Start of Given data
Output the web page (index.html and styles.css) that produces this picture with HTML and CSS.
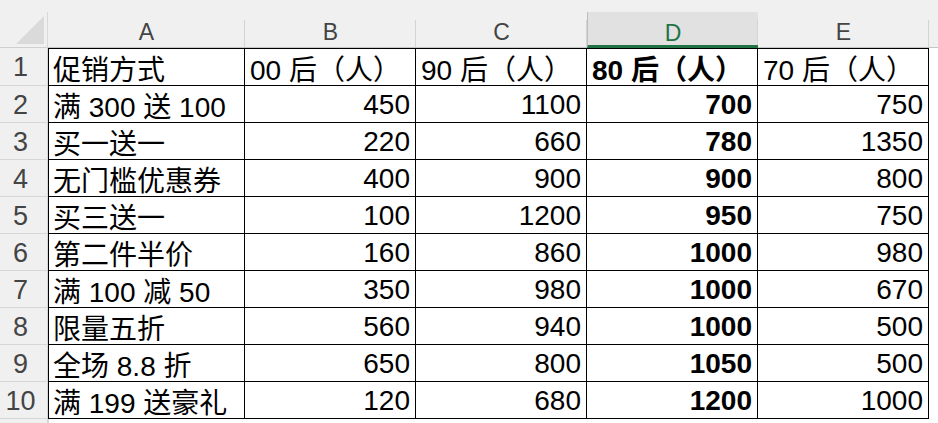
FILE: index.html
```html
<!DOCTYPE html>
<html lang="zh-CN">
<head>
<meta charset="utf-8">
<title>促销方式</title>
<link rel="stylesheet" href="styles.css">
</head>
<body>
<div class="sheet">
  <div class="strip"></div>

  <div class="corner"><svg width="30" height="30" viewBox="0 0 30 30"><polygon points="29,1 29,29 1,29" fill="#dadada"/></svg></div>
  <div class="colh">A</div>
  <div class="colh">B</div>
  <div class="colh">C</div>
  <div class="colh sel">D</div>
  <div class="colh">E</div>
  <div class="colh fill"></div>

  <div class="rowh">1</div>
  <div class="c ca r1">促销方式</div>
  <div class="c r1">00 后（人）</div>
  <div class="c r1">90 后（人）</div>
  <div class="c r1 b">80 后（人）</div>
  <div class="c r1">70 后（人）</div>
  <div class="fillc"></div>

  <div class="rowh">2</div>
  <div class="c ca">满 300 送 100</div>
  <div class="c num">450</div>
  <div class="c num">1100</div>
  <div class="c num b">700</div>
  <div class="c num">750</div>
  <div class="fillc"></div>

  <div class="rowh">3</div>
  <div class="c ca">买一送一</div>
  <div class="c num">220</div>
  <div class="c num">660</div>
  <div class="c num b">780</div>
  <div class="c num">1350</div>
  <div class="fillc"></div>

  <div class="rowh">4</div>
  <div class="c ca">无门槛优惠券</div>
  <div class="c num">400</div>
  <div class="c num">900</div>
  <div class="c num b">900</div>
  <div class="c num">800</div>
  <div class="fillc"></div>

  <div class="rowh">5</div>
  <div class="c ca">买三送一</div>
  <div class="c num">100</div>
  <div class="c num">1200</div>
  <div class="c num b">950</div>
  <div class="c num">750</div>
  <div class="fillc"></div>

  <div class="rowh">6</div>
  <div class="c ca">第二件半价</div>
  <div class="c num">160</div>
  <div class="c num">860</div>
  <div class="c num b">1000</div>
  <div class="c num">980</div>
  <div class="fillc"></div>

  <div class="rowh">7</div>
  <div class="c ca">满 100 减 50</div>
  <div class="c num">350</div>
  <div class="c num">980</div>
  <div class="c num b">1000</div>
  <div class="c num">670</div>
  <div class="fillc"></div>

  <div class="rowh">8</div>
  <div class="c ca">限量五折</div>
  <div class="c num">560</div>
  <div class="c num">940</div>
  <div class="c num b">1000</div>
  <div class="c num">500</div>
  <div class="fillc"></div>

  <div class="rowh">9</div>
  <div class="c ca">全场 8.8 折</div>
  <div class="c num">650</div>
  <div class="c num">800</div>
  <div class="c num b">1050</div>
  <div class="c num">500</div>
  <div class="fillc"></div>

  <div class="rowh">10</div>
  <div class="c ca">满 199 送豪礼</div>
  <div class="c num">120</div>
  <div class="c num">680</div>
  <div class="c num b">1200</div>
  <div class="c num">1000</div>
  <div class="fillc"></div>

  <div class="rowh last"></div>
  <div class="tail"></div>
</div>
</body>
</html>
```

FILE: styles.css
```css
* { box-sizing: border-box; }
html, body {
  margin: 0;
  padding: 0;
  background: #ffffff;
  width: 938px;
  height: 423px;
  overflow: hidden;
}
.sheet {
  display: grid;
  grid-template-columns: 48px 197px 171px 171px 171px 171px 1fr;
  grid-template-rows: 12px 36px 38px repeat(9, 37px) 1fr;
  width: 938px;
  height: 423px;
  font-family: "Liberation Sans", "Noto Sans CJK SC", sans-serif;
  color: #000;
}
.strip {
  grid-column: 1 / -1;
  background: #f0f0f0;
}
.corner {
  background: #f0f0f0;
  border-bottom: 1px solid #cfcfcf;
  border-right: 1px solid #d8d8d8;
  display: flex;
  align-items: flex-start;
  padding: 3px 0 0 15px;
}
.colh {
  position: relative;
  background: #f0f0f0;
  border-bottom: 1px solid #c6c6c6;
  color: #444;
  font-size: 23px;
  display: flex;
  align-items: center;
  justify-content: center;
  padding-top: 6px;
}
.colh::after {
  content: "";
  position: absolute;
  right: 0;
  top: 8px;
  bottom: 0;
  width: 1px;
  background: #d4d4d4;
}
.colh.fill::after { display: none; }
.colh.sel {
  background: #e1e1e1;
  color: #217346;
  border-bottom: 3px solid #217346;
  border-left: 1px solid #bdbdbd;
  padding-top: 9px;
}
.rowh {
  background: #f0f0f0;
  border-bottom: 1px solid #d6d6d6;
  border-right: 1px solid #d6d6d6;
  color: #444;
  font-size: 27px;
  display: flex;
  align-items: center;
  justify-content: center;
  padding: 2px 6px 0 0;
}
.rowh.last { border-bottom: none; }
.c {
  border-right: 1px solid #000;
  border-bottom: 1px solid #000;
  font-size: 28px;
  display: flex;
  align-items: center;
  padding: 2px 5px 0 5px;
  white-space: nowrap;
  overflow: hidden;
}
.ca { border-left: 1px solid #000; padding-left: 4px; }
.r1 { border-top: 1px solid #000; }
.num { justify-content: flex-end; }
.b { font-weight: bold; }
.fillc { background: #fff; }
.tail {
  grid-column: 2 / -1;
  background: #fff;
  border-left: 1px solid #d6d6d6;
}
```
End of Given data
**Work to be completed**
From the data, pick out every line that includes "styles".

**Task solution**
Output the web page (index.html and styles.css) that produces this picture with HTML and CSS.
<link rel="stylesheet" href="styles.css">
FILE: styles.css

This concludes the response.